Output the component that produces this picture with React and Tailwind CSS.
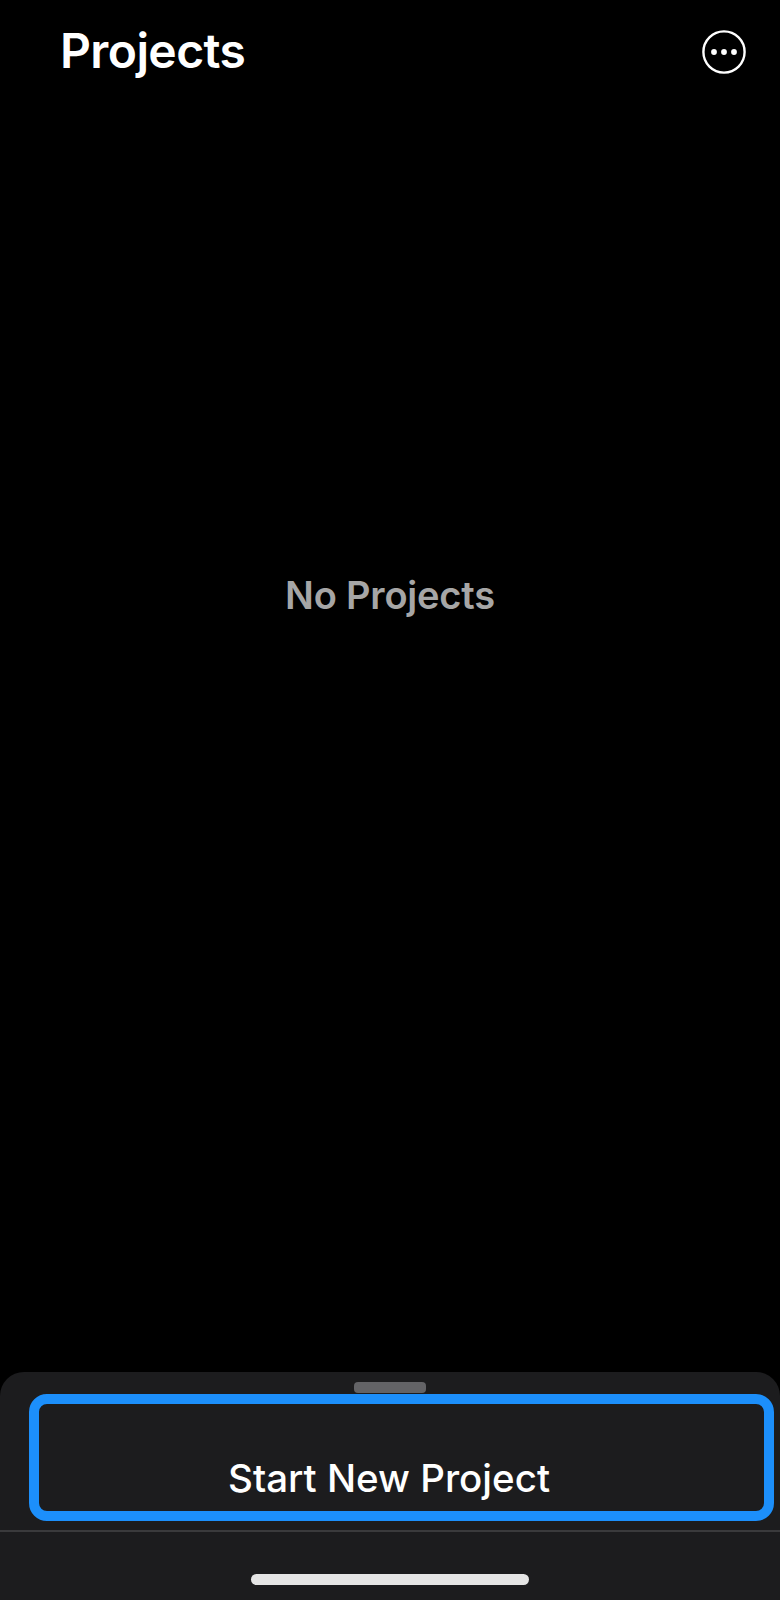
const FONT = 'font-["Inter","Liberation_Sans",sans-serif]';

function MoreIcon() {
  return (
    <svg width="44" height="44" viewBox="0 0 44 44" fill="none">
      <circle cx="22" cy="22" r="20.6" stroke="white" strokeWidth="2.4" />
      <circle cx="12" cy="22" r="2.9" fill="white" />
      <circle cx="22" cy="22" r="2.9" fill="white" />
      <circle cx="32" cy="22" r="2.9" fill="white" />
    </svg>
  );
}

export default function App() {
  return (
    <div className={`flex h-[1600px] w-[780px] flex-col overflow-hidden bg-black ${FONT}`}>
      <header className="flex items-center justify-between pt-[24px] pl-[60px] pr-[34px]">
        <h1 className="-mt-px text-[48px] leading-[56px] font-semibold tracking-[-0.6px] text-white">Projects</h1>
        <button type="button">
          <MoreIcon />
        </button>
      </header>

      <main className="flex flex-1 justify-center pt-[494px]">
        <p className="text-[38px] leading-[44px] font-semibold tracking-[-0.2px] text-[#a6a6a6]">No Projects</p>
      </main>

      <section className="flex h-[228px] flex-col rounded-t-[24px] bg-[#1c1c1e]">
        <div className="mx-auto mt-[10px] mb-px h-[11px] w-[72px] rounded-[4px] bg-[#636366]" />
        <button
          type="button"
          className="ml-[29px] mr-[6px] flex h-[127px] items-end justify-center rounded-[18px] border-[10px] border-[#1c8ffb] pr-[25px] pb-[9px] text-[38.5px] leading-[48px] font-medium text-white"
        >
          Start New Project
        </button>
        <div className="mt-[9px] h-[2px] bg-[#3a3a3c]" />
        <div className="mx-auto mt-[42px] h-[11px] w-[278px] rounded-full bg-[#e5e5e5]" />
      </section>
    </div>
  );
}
☆ ☆ ☆
**Given request:** Your copy of the data above should match it exactly, except that pictures are left out.

**Output of the exercise:**
Output the component that produces this picture with React and Tailwind CSS.
const FONT = 'font-["Inter","Liberation_Sans",sans-serif]';

function MoreIcon() {
  return (
    <svg width="44" height="44" viewBox="0 0 44 44" fill="none">
      <circle cx="22" cy="22" r="20.6" stroke="white" strokeWidth="2.4" />
      <circle cx="12" cy="22" r="2.9" fill="white" />
      <circle cx="22" cy="22" r="2.9" fill="white" />
      <circle cx="32" cy="22" r="2.9" fill="white" />
    </svg>
  );
}

export default function App() {
  return (
    <div className={`flex h-[1600px] w-[780px] flex-col overflow-hidden bg-black ${FONT}`}>
      <header className="flex items-center justify-between pt-[24px] pl-[60px] pr-[34px]">
        <h1 className="-mt-px text-[48px] leading-[56px] font-semibold tracking-[-0.6px] text-white">Projects</h1>
        <button type="button">
          <MoreIcon />
        </button>
      </header>

      <main className="flex flex-1 justify-center pt-[494px]">
        <p className="text-[38px] leading-[44px] font-semibold tracking-[-0.2px] text-[#a6a6a6]">No Projects</p>
      </main>

      <section className="flex h-[228px] flex-col rounded-t-[24px] bg-[#1c1c1e]">
        <div className="mx-auto mt-[10px] mb-px h-[11px] w-[72px] rounded-[4px] bg-[#636366]" />
        <button
          type="button"
          className="ml-[29px] mr-[6px] flex h-[127px] items-end justify-center rounded-[18px] border-[10px] border-[#1c8ffb] pr-[25px] pb-[9px] text-[38.5px] leading-[48px] font-medium text-white"
        >
          Start New Project
        </button>
        <div className="mt-[9px] h-[2px] bg-[#3a3a3c]" />
        <div className="mx-auto mt-[42px] h-[11px] w-[278px] rounded-full bg-[#e5e5e5]" />
      </section>
    </div>
  );
}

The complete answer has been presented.